相続する、相続しない、の判定はできましたか?

相続財産が多いと予想される人は相続財産の計算が大変ですが、これを計算して出さない限り相続税が発生するかどうか、どのくらい相続税を払わなくてはならないか、が分かりません。

税理士、公認会計士等と相談して速やかに答えを出す必要があります。

相続税の納付期限が、被相続人が死亡されてから10ヶ月以内と定められていますから、速やかな対応をしなければなりません。
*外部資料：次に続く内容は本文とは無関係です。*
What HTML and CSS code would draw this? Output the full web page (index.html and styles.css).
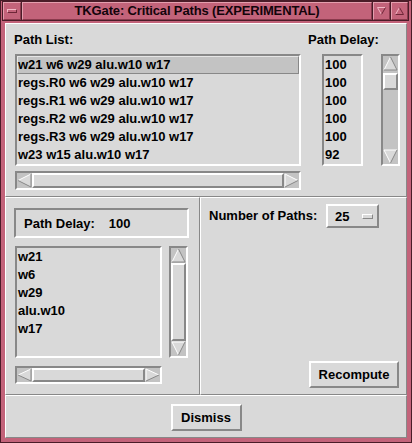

相続税を払う必要のない人は、何もしなくてもいいです。

但し、税務署は相続税を払う必要のある人は既に把握している可能性が高いと思ってください。

相続税申告書に関してのお知らせの文書がくる場合があります。これは、あなたは相続税納税の可能性があるので一度計算してみてください。という意味です。

税務署は市区町村に死亡届を出すと、市区町村は税務署にそれを連絡する義務があります。すると税務署はKSKシステムという蓄積された膨大なデータから相続税の申告が必要かどうかを判断します。

相続税納付の義務が発生していながら、申告しないと無申告加算税が余分に15%から20%かかりますから注意が必要です。

まとめ

相続税申告の必要があるかどうかは分かりましたか?実際に相続税を払う必要のある人は全体の10%に満たないことが予想されます。(平成26年度までは4%くらいでした)相続税を払わなければならない人が拡大したとは言え、まだこの程度です。ほとんどの人は関係ない税金です。

相続税を払わなければならないと決まったら、この後、相続財産の確定を行い、相続税の総額を計算します。そして相続人ごとの相続分の計算をし、控除額を差し引いて納税額を決定します。

相続税納税額の計算は、多少厄介です。税理士に相談した方が間違いない手続きができますから、税理士に依頼することをおすすめします。